The hands-on replacement
The actual windshield replacement on an F430 Spider typically takes about 30 to 45 minutes of focused work once the technician is set up. That window covers removing the old glass, cleaning and preparing the bonding surface, laying fresh adhesive, and carefully setting and aligning the new windshield. Setup and the final inspection add some time on either side, so plan for the technician to be present somewhat longer than the core 30 to 45 minutes. Exact duration varies with conditions, access, and any complications discovered around the frame, so think of it as a realistic range rather than a stopwatch promise.
The cure window
After the glass is set, the urethane adhesive needs roughly an hour of cure time before the vehicle reaches a safe-drive-away condition. This is not the technician being slow; it is chemistry. The adhesive forms the structural bond that holds the windshield in place, and that bond needs time to develop enough strength to be trusted on the road. During this window the car should sit undisturbed in the spot where it was serviced.
The practical beauty of mobile service is that this cure window costs you almost nothing in lost time. If the appointment is at your home, you keep doing whatever you were already doing indoors. If it is at your workplace, the car cures in the lot while you are at your desk. You are not stuck in a lobby watching the clock. By the time you are ready to leave, the car is often ready too.
What to avoid during the cure
While the adhesive is curing, a few simple precautions protect the bond. Leave any retention tape exactly where the technician placed it. Avoid slamming doors, because the pressure spike inside a sealed cabin can push against a fresh windshield. On the Spider specifically, follow the technician's guidance on keeping the convertible top up during this period, since operating the roof mechanism and the airflow changes that come with an open top are best avoided until the glass is fully settled. Keep the car parked on the same stable surface rather than moving it around prematurely.
Planning your schedule around the appointment
Because the work plus cure realistically fills a portion of a morning or afternoon rather than a full day, most owners can fold it into an ordinary workday or a relaxed day at home. When availability allows, next-day appointments mean you are not waiting weeks with a cracked windshield on a car you would rather not drive. Here is a simple way to think through the timeline so it slots cleanly into your day:
- Pick a parking spot that is clear, level, paved, and sheltered from sun, wind, or rain, and make sure the technician can reach it.
- Set the car up before arrival: cover off, valuables out, working area around the front cleared.
- Expect roughly 30 to 45 minutes of hands-on replacement, plus setup and a final inspection on either side.
- Allow about an hour of cure time afterward, during which the car stays parked and undisturbed.
- Go about your day at home or work during the cure, then drive once the technician's safe-drive-away guidance is met.
Following that sequence keeps the whole process predictable and lets you keep your day mostly intact.

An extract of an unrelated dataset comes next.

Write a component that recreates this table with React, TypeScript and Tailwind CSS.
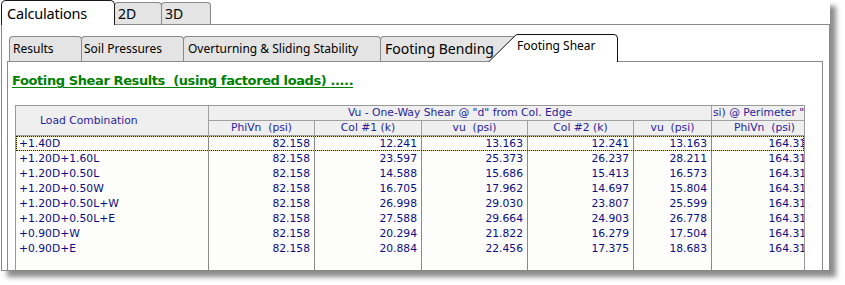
import React from "react";

const rows: string[][] = [
  ["+1.40D", "82.158", "12.241", "13.163", "12.241", "13.163", "164.319"],
  ["+1.20D+1.60L", "82.158", "23.597", "25.373", "26.237", "28.211", "164.319"],
  ["+1.20D+0.50L", "82.158", "14.588", "15.686", "15.413", "16.573", "164.319"],
  ["+1.20D+0.50W", "82.158", "16.705", "17.962", "14.697", "15.804", "164.319"],
  ["+1.20D+0.50L+W", "82.158", "26.998", "29.030", "23.807", "25.599", "164.319"],
  ["+1.20D+0.50L+E", "82.158", "27.588", "29.664", "24.903", "26.778", "164.319"],
  ["+0.90D+W", "82.158", "20.294", "21.822", "16.279", "17.504", "164.319"],
  ["+0.90D+E", "82.158", "20.884", "22.456", "17.375", "18.683", "164.319"],
];

const subHeads = ["PhiVn  (psi)", "Col #1 (k)", "vu  (psi)", "Col #2 (k)", "vu  (psi)", "PhiVn  (psi)"];

function GrayTab({ label, w, pl, big }: { label: string; w: string; pl: string; big?: boolean }) {
  return (
    <div
      className={`-ml-px h-[25px] shrink-0 bg-[#e4e4e4] border border-b-0 border-[#8a8a8a] rounded-t-[4px] whitespace-nowrap overflow-hidden ${w} ${pl} ${
        big ? "pt-[3px] text-[14px] leading-[18px]" : "pt-[4px] text-[12px] leading-[16px]"
      }`}
    >
      {label}
    </div>
  );
}

export default function App() {
  return (
    <div className="w-[845px] h-[285px] bg-white overflow-hidden">
      <div className="ml-px w-[829px] h-[271px] bg-white flex flex-col shadow-[6px_6px_5px_rgba(0,0,0,0.45)] font-[family-name:'Noto_Sans',sans-serif] text-black">
        {/* top tabs */}
        <div className="flex items-end h-[24px] shrink-0">
          <div className="relative z-10 -mb-px h-[25px] w-[114px] shrink-0 bg-white border border-b-0 border-[#1a1a1a] rounded-t-[5px] pl-[5px] pt-[3px] text-[14.5px] leading-[18px] tracking-[-0.2px]">
            Calculations
          </div>
          <div className="-ml-px h-[22px] w-[48px] shrink-0 bg-[#e4e4e4] border border-b-0 border-[#8a8a8a] rounded-t-[4px] pl-[3px] pt-[2px] text-[14px] leading-[18px]">
            2D
          </div>
          <div className="-ml-px h-[22px] w-[50px] shrink-0 bg-[#e4e4e4] border border-b-0 border-[#8a8a8a] rounded-t-[4px] pl-[3px] pt-[2px] text-[14px] leading-[18px]">
            3D
          </div>
        </div>

        {/* outer panel */}
        <div className="flex-1 min-h-0 border border-[#8a8a8a] flex flex-col pl-[5px] pr-[6px] pt-[9px] overflow-hidden">
          {/* inner tabs */}
          <div className="flex items-end h-[27px] shrink-0">
            <div className="ml-[3px] flex items-end">
              <GrayTab label="Results" w="w-[73px]" pl="pl-[3px]" />
              <GrayTab label="Soil Pressures" w="w-[103px]" pl="pl-[2px]" />
              <GrayTab label="Overturning & Sliding Stability" w="w-[198px]" pl="pl-[4px]" />
              <GrayTab label="Footing Bending" w="w-[136px]" pl="pl-[4px]" big />
            </div>
            <div className="relative z-10 -mb-px ml-[-28px] h-[28px] w-[130px] shrink-0 pl-[29px] pt-[4px] text-[12px] leading-[16px] whitespace-nowrap">
              <svg className="absolute inset-0" width="130" height="28" viewBox="0 0 130 28">
                <path
                  d="M0.5 28 L27 1.8 Q28 0.5 30 0.5 L126 0.5 Q129.5 0.5 129.5 4 L129.5 28 Z"
                  fill="#ffffff"
                  stroke="none"
                />
                <path
                  d="M0.5 28 L27 1.8 Q28 0.5 30 0.5 L126 0.5 Q129.5 0.5 129.5 4 L129.5 28"
                  fill="none"
                  stroke="#111111"
                  strokeWidth="1"
                />
              </svg>
              <span className="relative">Footing Shear</span>
            </div>
          </div>

          {/* inner panel */}
          <div className="flex-1 min-h-0 border border-b-0 border-[#8a8a8a] flex flex-col bg-white">
            <div className="pl-[4px] pt-[11px] h-[27px] shrink-0 font-[family-name:'DejaVu_Sans',sans-serif] font-bold text-[13px] tracking-[-0.4px] leading-[16px] text-[#008000] whitespace-pre">
              <span className="underline decoration-1 underline-offset-[2px]">Footing Shear Results  (using factored loads) .....</span>
            </div>

            {/* grid */}
            <div className="mt-[16px] ml-[7px] w-[790px] flex-1 min-h-0 flex flex-col overflow-hidden border-l border-r border-t border-[#999999] font-[family-name:'DejaVu_Sans',sans-serif] text-[10.75px] whitespace-pre">
              {/* header */}
              <div className="grid grid-cols-[193px_106px_107px_106px_106px_78px_106px] grid-rows-[15px_15px] shrink-0 bg-[#efefef] text-[#2a1e9c] leading-[14px]">
                <div className="row-span-2 border-r border-b border-[#a0a0a0] flex items-center pl-[24px]">Load Combination</div>
                <div className="col-span-5 border-r border-b border-[#a0a0a0] text-center">Vu - One-Way Shear @ "d" from Col. Edge</div>
                <div className="border-b border-[#a0a0a0] overflow-hidden pl-[1px] whitespace-nowrap">si) @ Perimeter "D/2"</div>
                {subHeads.map((h, i) => (
                  <div key={i} className="border-r border-b border-[#a0a0a0] text-center overflow-hidden">
                    {h}
                  </div>
                ))}
              </div>

              {/* body */}
              <div className="flex-1 min-h-0 flex flex-col bg-[#fdfdfb] text-[#0c0c82] leading-[15px]">
                {rows.map((r, ri) => (
                  <div key={ri} className="relative grid grid-cols-[193px_106px_107px_106px_106px_78px_106px] h-[15px] shrink-0">
                    {r.map((c, ci) => (
                      <div
                        key={ci}
                        className={`border-r border-[#8a8a8a] overflow-hidden ${ci === 0 ? "pl-[3px] text-left" : "pr-[4px] text-right"}`}
                      >
                        {c}
                      </div>
                    ))}
                    {ri === 0 && (
                      <>
                        <div className="pointer-events-none absolute inset-0 border border-[#e6dc78]" />
                        <div className="pointer-events-none absolute inset-0 border border-dotted border-[#1a1a1a]" />
                      </>
                    )}
                  </div>
                ))}
                <div className="flex-1 grid grid-cols-[193px_106px_107px_106px_106px_78px_106px]">
                  {[0, 1, 2, 3, 4, 5, 6].map((i) => (
                    <div key={i} className="border-r border-[#8a8a8a]" />
                  ))}
                </div>
              </div>
            </div>
          </div>
        </div>
      </div>
    </div>
  );
}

When Mobile Service Fits — and When It May Not
Mobile windshield replacement is the right answer for the large majority of F430 Spider owners, but it is worth being honest about the situations where it shines and the few where another approach makes more sense.
Where mobile clearly wins
Mobile service is ideal when the car can be parked in a stable, accessible spot with a little room and shelter. A home driveway, a private garage you can roll the car out of, a workplace lot with a cooperative facilities team, or a covered parking area are all excellent settings. It is also the obvious choice when you would simply rather not drive a low, valuable convertible with a damaged windshield, or when your schedule makes a shop visit inconvenient. For owners who treat the F430 as a weekend car, having it serviced at home where it already lives is the natural fit.

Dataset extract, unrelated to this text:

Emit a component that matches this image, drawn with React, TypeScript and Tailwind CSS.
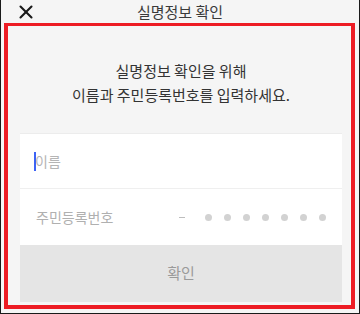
import { X } from "lucide-react";

const font = { fontFamily: '"Noto Sans CJK KR", "Noto Sans", sans-serif' };

export default function App() {
  return (
    <div
      className="w-[360px] h-[314px] bg-[#f5f5f5] border-x border-b border-[#1a1a1a] flex flex-col"
      style={font}
    >
      {/* Header */}
      <div className="relative h-[23px] flex items-center justify-center">
        <X className="absolute left-[14px] top-[1px] h-[22px] w-[22px] text-[#1a1a1a]" strokeWidth={2.3} />
        <span className="text-[15px] leading-none text-[#3a3a3a]">실명정보 확인</span>
      </div>

      {/* Highlighted area */}
      <div className="flex-1 ml-[3px] mr-[4px] mb-[4px] border-[4px] border-t-[3px] border-[#ed1c24] flex flex-col pt-[33px] pb-[3px] pl-[12px] pr-[9px]">
        <p className="text-center text-[15px] leading-[24px] text-[#333]">
          실명정보 확인을 위해
          <br />
          이름과 주민등록번호를 입력하세요.
        </p>

        <div className="mt-[26px] bg-white border-t border-[#ececec] flex flex-col">
          <div className="h-[55px] flex items-center pl-[14px] border-b border-[#efefef]">
            <span className="w-[2px] h-[19px] bg-[#3d63f5]" />
            <span className="text-[14px] text-[#b5b5b5] -ml-[1px]">이름</span>
          </div>
          <div className="h-[56px] flex items-center pl-[16px] pr-[16px]">
            <span className="text-[14px] text-[#b0b0b0]">주민등록번호</span>
            <span className="ml-auto w-[6px] h-[1px] bg-[#bdbdbd]" />
            <div className="ml-[20px] flex gap-[12px]">
              {Array.from({ length: 7 }).map((_, i) => (
                <span key={i} className="w-[7px] h-[7px] rounded-full bg-[#d2d2d2]" />
              ))}
            </div>
          </div>
        </div>

        <button className="h-[57px] bg-[#e5e5e5] text-[15px] text-[#9a9a9a]">확인</button>
      </div>
    </div>
  );
}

It is equally helpful when the windshield damage makes driving unwise. Rather than risking a crack spreading on the way to a shop, you keep the car parked and let the work come to you. The combination of next-day availability when open, a brief on-site replacement, OEM-quality glass, and a lifetime workmanship warranty makes the mobile route both convenient and dependable.
Where another plan may be smarter
There are a handful of cases where mobile service needs a workaround or a different setting. If the only available parking is a steep slope, deep gravel, a flooded lot, or a space so tight the technician cannot reach the A-pillars, the visit may need to relocate to a better spot nearby. Severe weather on the day — a Florida thunderstorm or an Arizona dust event — can force a reschedule to protect the adhesive bond. And if a technician discovers significant rust, prior collision damage, or compromised bodywork around the windshield frame during the inspection, that condition may need to be addressed before a new glass can be properly bonded, which is a conversation worth having on the spot.
An apartment complex or shared garage with no usable, accessible space can also complicate matters. In those cases, choosing an alternate location — a relative's driveway, a workplace lot, or another flat, sheltered area — often solves the problem entirely. The constraint is rarely the car and almost always the parking environment.
Helping with the insurance side
Many owners use comprehensive coverage for glass work, and the logistics of that do not have to add stress to the appointment. Bang AutoGlass assists with the insurance claim, works directly with your insurer, and takes care of the glass-side paperwork so the experience stays simple. In Florida, comprehensive policies frequently include a no-deductible windshield benefit, which is worth confirming on your own policy. Either way, the goal is to make using your coverage easy while the car is serviced right where it sits.
The Bottom Line for F430 Spider Owners
Mobile windshield replacement turns what could be a logistical headache into a quiet hour at home or work. The requirements are reasonable: a clear, level, paved spot with a little room around the front of the car and some shelter from sun, wind, or rain. Your job is light — clear the area, stay reachable, and leave the fresh glass alone during the cure. The technician handles a focused replacement of roughly 30 to 45 minutes, and the adhesive needs about an hour to reach a safe-drive-away condition while your day continues uninterrupted.
For a car as low and as valued as the F430 Spider, keeping it parked and letting trained hands bring OEM-quality glass to your driveway is usually the smartest route. Understand the space and surface needs, plan for the cure window, and the rest of the process is genuinely easy to live with.